Energy absorbed to failure increased with increasing age and hence average thickness. The data from all bone locations show this same general trend, with occipital bone having a much greater energy absorbing capacity than the others.

Implications for finite element models

It is already known that bone behaviour is rate (velocity) sensitive and becomes more brittle elastic increasing strain rates [28]. The results of McPherson and Kriewall [14],Margulies and Thibault [13], Coats and Margulies [17] and Davis et al. [16] show that infant and child cranial bone can exhibit noticeable elastic or plastic deformation without failure at low impact speeds (equivalent to falls less than 1 m), while this study has shown that cranial bone exhibits prompt brittle fracture at relatively higher impact speeds (equivalent to falls of 1.6 m). Therefore, finite element models used for modelling head impacts in children need a suitable rate-dependent model for the cranial bone. The data presented here will help to verify predictions based on such models. There is also a future research question in that what strain rate or impact speed does the ‘transition’ from more compliant to relatively less compliant behaviour occur? Having a quantifiable value on this would help an analyst ensure that they are using a suitable material model that will account for the different behaviour of the cranial bone, especially for models of young children and teenagers.

Conclusions

The questions of current debate in the identification of AHT in children may be divided into the forensic (what injuries or injury patterns discriminate between AHT and accidental injury) and the mechanical (what are the elastic moduli, ultimate tensile strength and energy absorbed to failure of each of the head tissues, and how do they vary with strain rate and age). The results of the present study address a few of the latter:

The failure mode in impacts of a 2 mm radius impactor at 5.65 ± 0.14 ms−1 was brittle fracture (with little or no bending observed) for samples aged 2 to 18 years. For the two specimens aged 3 weeks, bending (resulting in inverted curvature of the specimens) occurred, followed by brittle fracture.

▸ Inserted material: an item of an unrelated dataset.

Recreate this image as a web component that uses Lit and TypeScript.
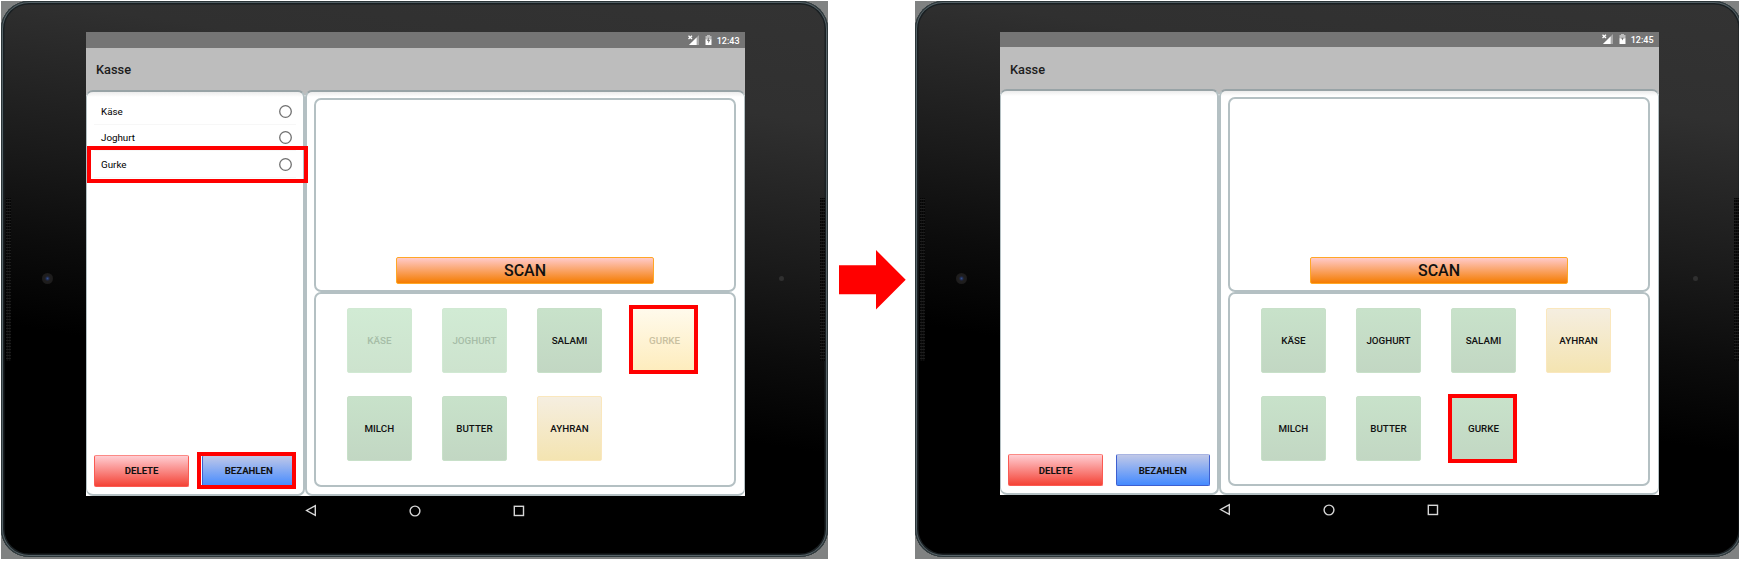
import { LitElement, html, css, svg, nothing } from "lit";
import { customElement, property } from "lit/decorators.js";
import { classMap } from "lit/directives/class-map.js";

interface Product {
  name: string;
  tone: "green" | "cream";
  used?: boolean;
  marked?: boolean;
}

@customElement("pos-tablet")
class PosTablet extends LitElement {
  @property() time = "";
  @property({ type: Boolean }) charging = false;
  @property({ type: Boolean }) payMarked = false;
  @property({ attribute: false }) cart: { name: string; marked?: boolean }[] = [];
  @property({ attribute: false }) products: Product[] = [];

  static styles = css`
    * { box-sizing: border-box; }
    :host {
      display: block;
      height: 558px;
      background: #808282;
      overflow: hidden;
      font-family: Roboto, "Liberation Sans", sans-serif;
      --line: #b4c0c3;
    }
    .body {
      width: 827px;
      height: 556px;
      display: grid;
      grid-template-columns: 85px 659px 1fr;
      border-radius: 28px;
      background: linear-gradient(189deg, #333 0%, #303030 18%, #1a1a1a 40%, #0c0c0c 53%, #000 66%);
      box-shadow: inset 0 0 0 1px #2c3639, inset 0 0 0 2px #566267, inset 0 0 0 3.5px #1a2023;
    }
    .side {
      display: flex;
      padding-top: 197px;
      align-items: flex-start;
    }
    .side.l { padding-left: 5px; }
    .side.r { padding-right: 3px; justify-content: flex-end; }
    .speaker {
      width: 5px;
      height: 163px;
      background: radial-gradient(circle, #1f1f1f 0.8px, #050505 1.2px) 0 0 / 2.5px 3px;
    }
    .cam {
      width: 11px;
      height: 11px;
      border-radius: 50%;
      margin: 74.5px 0 0 31px;
      background: radial-gradient(circle, #33508c 0, #1e2540 1.8px, #201f1f 2.6px, #1d1c1c 5px);
    }
    .sensor {
      width: 5px;
      height: 5px;
      border-radius: 50%;
      margin: 78px 36px 0 0;
      background: #303030;
    }
    .screen {
      padding-top: var(--top, 31.4px);
      display: flex;
      flex-direction: column;
    }
    .status {
      height: 15.8px;
      flex: none;
      background: #757575;
      color: #fff;
      display: flex;
      align-items: center;
      justify-content: flex-end;
      padding: 1px 5.5px 0 0;
      font-size: 9px;
      font-weight: 500;
    }
    .status svg { display: block; }
    .signal { margin-right: 5px; }
    .battery { margin-right: 4.4px; }
    .bar {
      height: 41.5px;
      flex: none;
      background: #bdbdbd;
      display: flex;
      align-items: center;
      padding: 2px 0 0 10px;
      font-size: 12.8px;
      font-weight: 500;
      color: #1c1c1c;
    }
    .content {
      height: 406px;
      flex: none;
      display: flex;
      background: linear-gradient(#bdbdbd 5px, #fff 5px);
    }
    .panel {
      border: 2px solid var(--line);
      border-radius: 7px;
      background: #fff;
    }
    .outer {
      border-top-color: #98a3a6;
      background: linear-gradient(#ececec, #fff 5px);
    }
    .basket {
      width: 219px;
      border-left-width: 1px;
      display: flex;
      flex-direction: column;
      justify-content: space-between;
      padding: 7px 7px 7px 7.4px;
    }
    .row {
      height: 26.4px;
      display: flex;
      align-items: center;
      justify-content: space-between;
      padding: 0 4px 0 6.6px;
      border-bottom: 1px solid #f7f7f7;
      font-size: 9.8px;
      color: #000;
      position: relative;
    }
    .radio {
      width: 13px;
      height: 13px;
      display: block;
    }
    .mark {
      position: absolute;
      border: 4px solid #f00;
      z-index: 2;
    }
    .row .mark { inset: -5.4px -11.6px -5.8px -7.4px; }
    .actions { display: flex; justify-content: space-between; }
    .btn {
      position: relative;
      display: flex;
      align-items: center;
      justify-content: center;
      border: 1px solid;
      border-radius: 2px;
      font-weight: 500;
      text-transform: uppercase;
      white-space: nowrap;
      color: #111;
    }
    .action { width: 94.5px; height: 31.6px; font-size: 9.6px; font-weight: 700; }
    .delete {
      border-color: #fb5a52;
      background: linear-gradient(#ffcdd2, #f44336);
      border-top-color: #fb8a86;
    }
    .pay {
      border-color: #3d5fd0;
      background: linear-gradient(#c0c8e8, #448aff);
      border-top-color: #a9b5e2;
    }
    .pay .mark { inset: -4.6px -0.8px -3.6px -5.6px; }
    .work {
      flex: 1;
      border-right-width: 1px;
      padding: 6.6px 8px 7px 7px;
      display: flex;
      flex-direction: column;
    }
    .scanner {
      height: var(--scanner, 193.8px);
      flex: none;
      display: flex;
      align-items: flex-end;
      justify-content: center;
      padding-bottom: 6.4px;
    }
    .scan {
      width: 258px;
      height: 26.6px;
      font-size: 16px;
      border-color: #ffa726;
      background: linear-gradient(#ffcaca, #f57c00);
    }
    .goods {
      flex: 1;
      display: grid;
      grid-template-columns: repeat(4, 64.7px);
      grid-auto-rows: 64.7px;
      column-gap: 30.4px;
      row-gap: 23.3px;
      padding: 14px 0 0 31px;
      align-content: start;
    }
    .tile { font-size: 9.8px; }
    .green { border-color: #c8e0c9; background: linear-gradient(#c8e2ca, #c2d7c3); }
    .cream { border-color: #fae7bd; background: linear-gradient(#f5eee0, #f4e4b1); }
    .used { color: #a6bda7; }
    .green.used { border-color: #d1e9d3; background: linear-gradient(#d1ebd4, #cde3ce); }
    .cream.used { border-color: #fff3d0; background: linear-gradient(#fffaec, #feecbc); color: #c9c0a0; }
    .tile .mark { top: var(--mark-top, -4px); left: -3.8px; width: 69px; height: 69px; }
    .nav {
      height: 30px;
      display: flex;
      align-items: center;
      justify-content: center;
      gap: 92.3px;
      padding-right: 1px;
    }
  `;

  render() {
    return html`
      <div class="body">
        <div class="side l"><div class="speaker"></div><div class="cam"></div></div>
        <div class="screen">
          <div class="status">
            <svg class="signal" width="12" height="11" viewBox="0 0 12 11">
              <path d="M11 0V10H1Z" fill="#a8a8a8" /><path d="M8.6 2.4V10H1Z" fill="#fff" />
              <path d="M0 0H5V5H0Z" fill="#757575" />
              <path d="M.5 .7L4 4M4 .7L.5 4" stroke="#fff" stroke-width="1.3" />
            </svg>
            <svg class="battery" width="7" height="11" viewBox="0 0 7 11">
              <path d="M2 0H5V1H6.5V5H.5V1H2Z" fill="#bdbdbd" />
              <path d="M.5 4.5H6.5V10H.5Z" fill="#fff" />
              ${this.charging
                ? svg`<path d="M3.8 2L2 6H3.3V8.6L5.1 5H3.8Z" fill="#757575"/>`
                : svg`<path d="M2.3 3.8H4.7L3.5 6.5Z" fill="#757575"/>`}
            </svg>
            <span>${this.time}</span>
          </div>
          <div class="bar">Kasse</div>
          <div class="content">
            <div class="panel outer basket">
              <div>
                ${this.cart.map(
                  (c) => html`<div class="row">
                    <span>${c.name}</span>
                    <svg class="radio" viewBox="0 0 13 13"><circle cx="6.5" cy="6.5" r="5.8" fill="none" stroke="#707070" stroke-width="1.3" /></svg>
                    ${c.marked ? html`<i class="mark"></i>` : nothing}
                  </div>`
                )}
              </div>
              <div class="actions">
                <div class="btn action delete">Delete</div>
                <div class="btn action pay">Bezahlen${this.payMarked ? html`<i class="mark"></i>` : nothing}</div>
              </div>
            </div>
            <div class="panel outer work">
              <div class="panel scanner"><div class="btn scan">Scan</div></div>
              <div class="panel goods">
                ${this.products.map(
                  (p) => html`<div class=${classMap({ btn: true, tile: true, [p.tone]: true, used: !!p.used })}>
                    ${p.name}${p.marked ? html`<i class="mark"></i>` : nothing}
                  </div>`
                )}
              </div>
            </div>
          </div>
          <div class="nav">
            <svg width="12" height="13" viewBox="0 0 12 13" fill="none" stroke="#d6d6d6" stroke-width="1.4"><path d="M10.3 1.6V11.4L1.6 6.5Z" /></svg>
            <svg width="12" height="12" viewBox="0 0 12 12" fill="none" stroke="#d6d6d6" stroke-width="1.4"><circle cx="6" cy="6" r="4.9" /></svg>
            <svg width="12" height="12" viewBox="0 0 12 12" fill="none" stroke="#d6d6d6" stroke-width="1.4"><rect x="1.3" y="1.3" width="9.2" height="9.2" /></svg>
          </div>
        </div>
        <div class="side r"><div class="sensor"></div><div class="speaker"></div></div>
      </div>
    `;
  }
}

@customElement("app-root")
class AppRoot extends LitElement {
  static styles = css`
    :host {
      display: grid;
      grid-template-columns: 827px 87px 824px;
      align-items: start;
      box-sizing: border-box;
      height: 561px;
      padding: 1px 0 0 1px;
      background: #fff;
      overflow: hidden;
    }
    .arrow { display: block; margin: 248px 0 0 11px; }
    .after { --top: 30.6px; --scanner: 194.6px; --mark-top: -2.8px; }
  `;

  private before: Product[] = [
    { name: "Käse", tone: "green", used: true },
    { name: "Joghurt", tone: "green", used: true },
    { name: "Salami", tone: "green" },
    { name: "Gurke", tone: "cream", used: true, marked: true },
    { name: "Milch", tone: "green" },
    { name: "Butter", tone: "green" },
    { name: "Ayhran", tone: "cream" },
  ];

  private after: Product[] = [
    { name: "Käse", tone: "green" },
    { name: "Joghurt", tone: "green" },
    { name: "Salami", tone: "green" },
    { name: "Ayhran", tone: "cream" },
    { name: "Milch", tone: "green" },
    { name: "Butter", tone: "green" },
    { name: "Gurke", tone: "green", marked: true },
  ];

  render() {
    return html`
      <pos-tablet
        time="12:43"
        .charging=${true}
        .payMarked=${true}
        .cart=${[{ name: "Käse" }, { name: "Joghurt" }, { name: "Gurke", marked: true }]}
        .products=${this.before}
      ></pos-tablet>
      <svg class="arrow" width="68" height="62" viewBox="0 0 68 62">
        <path d="M0 16.3H37V1L66.7 30.8L37 60.5V45.3H0Z" fill="#f00" />
      </svg>
      <pos-tablet class="after" time="12:45" .products=${this.after}></pos-tablet>
    `;
  }
}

Impact force peaks at 200 to 6000 N, increasing with age (or thickness). Impact force is higher for occipital than parietal or frontal bone.

The energy absorbed to failure follows the same trend of increase with age or thickness. It was highest for occipital bone. The values of energy absorbed to failure were 0.11 and 0.35 mJ/mm3 for age 3 weeks, agreeing with previously published static tests, and increase with age up to around 9 mJ/mm3 for 18-year-old occipital bone.

The increase in stiffness with age and the differences in mechanical properties of the different cranial bones as seen by others are supported by the present data.

The use of this data in FE modelling will contribute to answering the mechanical as well as the forensic questions in the identification of AHT.

The sample size is small, but the observations of the impact failure process and the measurements of impact force and energy absorbed to failure are unique. To the best of the authors’ knowledge, no data has yet been published for child specimens at this high loading rate: the highest speed in prior studies being 2.81 ms−1.